Tim Lussier’s new book from Bear Manor is a delightful, interesting, and enlightening anthology of information on the silent era. The author compiles several chapters on different subjects under the silent movie umbrella and explores them at a level that informs and well as entertains. Its random presentation is one of the book’s most endearing qualities.


Harold Lloyd’s earlier films opposite Bebe Daniels are discussed, with further information about Bebe’s life and career. Buster Keaton’s use of water in his films is examined. And a chapter on Reginald Denny opens with an old trade magazine’s quote which states: “The screen is crowded with Americans trying to act like Englishmen but Reg is the only Englishman who tries to act like an American and gets away with it. His comedies are both typically American and very funny.”


There are chapters on stars at the level of Greta Garbo and Mary Pickford, as well as Harold Lockwood and Nils Asther. The tragic Olive Thomas is discussed. The beautiful Virginia Brown Faire is here. Never heard of the Flugrath sisters? Well, they’re Edna Flugrath, Shirley Mason, and Viola Dana. How about the Novak sisters? The union of Reginal Hitchcock and Alice Taaffe?
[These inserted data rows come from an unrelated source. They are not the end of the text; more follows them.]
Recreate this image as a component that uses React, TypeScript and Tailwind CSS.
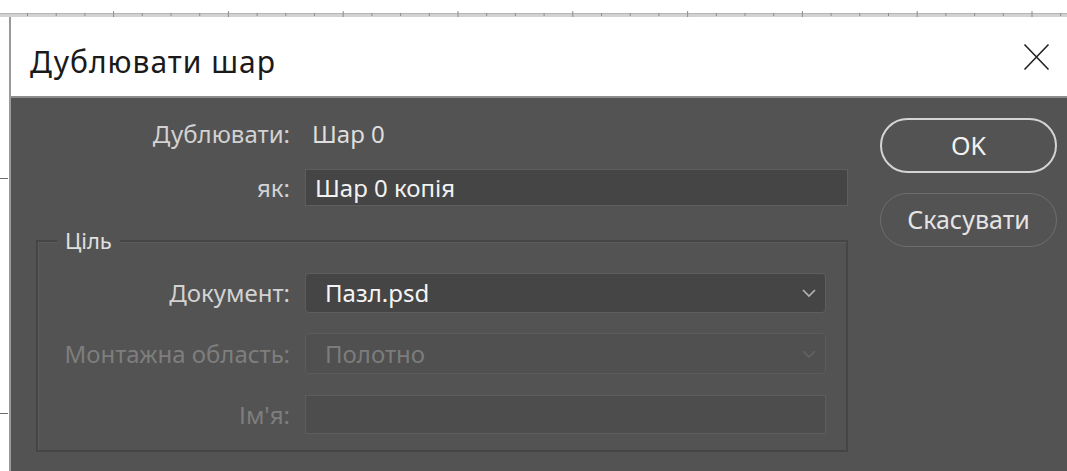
const ui = { fontFamily: '"Noto Sans", "Open Sans", sans-serif' };

function Chevron({ dim }: { dim?: boolean }) {
  return (
    <svg width="16" height="10" viewBox="0 0 16 10" className="shrink-0">
      <path d="M2 2 L8 8 L14 2" fill="none" stroke={dim ? '#636363' : '#b4b4b4'} strokeWidth="1.6" />
    </svg>
  );
}

function TopRuler() {
  const ticks = Array.from({ length: 38 }, (_, i) => 27 + i * 28.7);
  return (
    <svg width="1067" height="17" className="block">
      <rect x="0" y="13" width="1067" height="4" fill="#d2d2d2" />
      <rect x="0" y="13" width="1067" height="1" fill="#b5b5b5" />
      {ticks.map((x, i) => (
        <rect key={i} x={x} y={i % 4 === 3 ? 11 : 13} width="1" height={i % 4 === 3 ? 6 : 3} fill="#8e8e8e" />
      ))}
    </svg>
  );
}

export default function App() {
  return (
    <div className="w-[1067px] h-[471px] bg-white overflow-hidden" style={ui}>
      <TopRuler />
      <div className="flex h-[454px]">
        {/* left ruler strip */}
        <div className="w-[9px] bg-white relative">
          <div className="absolute left-0 top-[161px] w-[8px] h-px bg-[#6a6a6a]" />
          <div className="absolute left-0 top-[396px] w-[8px] h-px bg-[#6a6a6a]" />
        </div>

        <div className="flex-1 flex flex-col border-l-2 border-[#9a9a9a]">
          {/* title bar */}
          <div className="h-[79px] bg-white flex items-center justify-between pl-[19px] pr-[17px] shrink-0">
            <span className="text-[30px] text-[#1a1a1a] tracking-[1px] mt-[10px]">
              Дублювати шар
            </span>
            <svg width="27" height="28" viewBox="0 0 27 28">
              <path d="M1.5 1.5 L25.5 26.5 M25.5 1.5 L1.5 26.5" stroke="#222" strokeWidth="1.6" />
            </svg>
          </div>
          <div className="h-[2px] bg-[#8d8d8d] shrink-0" />

          {/* body */}
          <div className="flex-1 bg-[#535353] flex text-[24px]">
            <div className="w-[837px] flex flex-col">
              <div className="flex items-center h-[30px] mt-[21px]">
                <div className="w-[279px] text-right text-[#d2d2d2]">Дублювати:</div>
                <div className="ml-[22px] text-[#dedede]">Шар 0</div>
              </div>

              <div className="flex items-center mt-[20px]">
                <div className="w-[279px] text-right text-[#d2d2d2]">як:</div>
                <div className="ml-[15px] w-[543px] h-[37px] bg-[#454545] border border-[#5e5e5e] flex items-center px-[9px] text-[#f2f2f2]">
                  Шар 0 копія
                </div>
              </div>

              {/* target group */}
              <div className="relative ml-[25px] w-[812px] mt-[34px] h-[212px] border-2 border-[#454545] shadow-[inset_1px_1px_0_#5c5c5c]">
                <div className="absolute -top-[18px] left-[19px] px-[8px] bg-[#535353] text-[#e0e0e0] text-[22px]">Ціль</div>

                <div className="flex items-center mt-[31px]">
                  <div className="w-[252px] text-right text-[#d2d2d2]">Документ:</div>
                  <div className="ml-[15px] w-[521px] h-[40px] rounded-[4px] bg-[#454545] border border-[#5e5e5e] flex items-center justify-between pl-[19px] pr-[8px] text-[#f5f5f5]">
                    <span>Пазл.psd</span>
                    <Chevron />
                  </div>
                </div>

                <div className="flex items-center mt-[20px]">
                  <div className="w-[252px] text-right text-[#7e7e7e]">Монтажна область:</div>
                  <div className="ml-[15px] w-[521px] h-[41px] rounded-[4px] bg-[#505050] border border-[#5c5c5c] flex items-center justify-between pl-[19px] pr-[8px] text-[#7c7c7c]">
                    <span>Полотно</span>
                    <Chevron dim />
                  </div>
                </div>

                <div className="flex items-center mt-[21px]">
                  <div className="w-[252px] text-right text-[#7e7e7e]">Ім'я:</div>
                  <div className="ml-[15px] w-[521px] h-[39px] bg-[#4d4d4d] border border-[#5d5d5d]" />
                </div>
              </div>
            </div>

            {/* buttons */}
            <div className="ml-[32px] mt-[20px] flex flex-col gap-[20px]">
              <button className="w-[177px] h-[55px] rounded-full border-2 border-[#d4d4d4] text-[#f2f2f2] text-[25px]">
                OK
              </button>
              <button className="w-[177px] h-[54px] rounded-full border border-[#6e6e6e] text-[#e4e4e4] text-[25px]">
                Скасувати
              </button>
            </div>
          </div>
        </div>
      </div>
    </div>
  );
}
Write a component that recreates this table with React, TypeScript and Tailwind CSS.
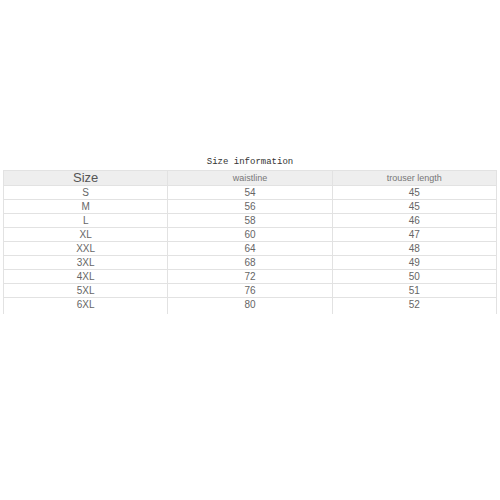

They’re all in this book with a wealth of interesting details.


The author also explores Charlie Chaplin’s various leading ladies and their different characters, the rise and fall of the Lubin company, movie stuntmen, “crusty” character actors, Raymond Griffith, Betty Compson, Corrine Griffith, women in comedy, all the way to Fracelia Billington.


Books like these are rich with detailed information on so many different levels, and feature so many fascinating tidbits about the silent era. Silent Vignettes is an absolute must for any library, research center, or personal book collection that hopes to be at all comprehensive.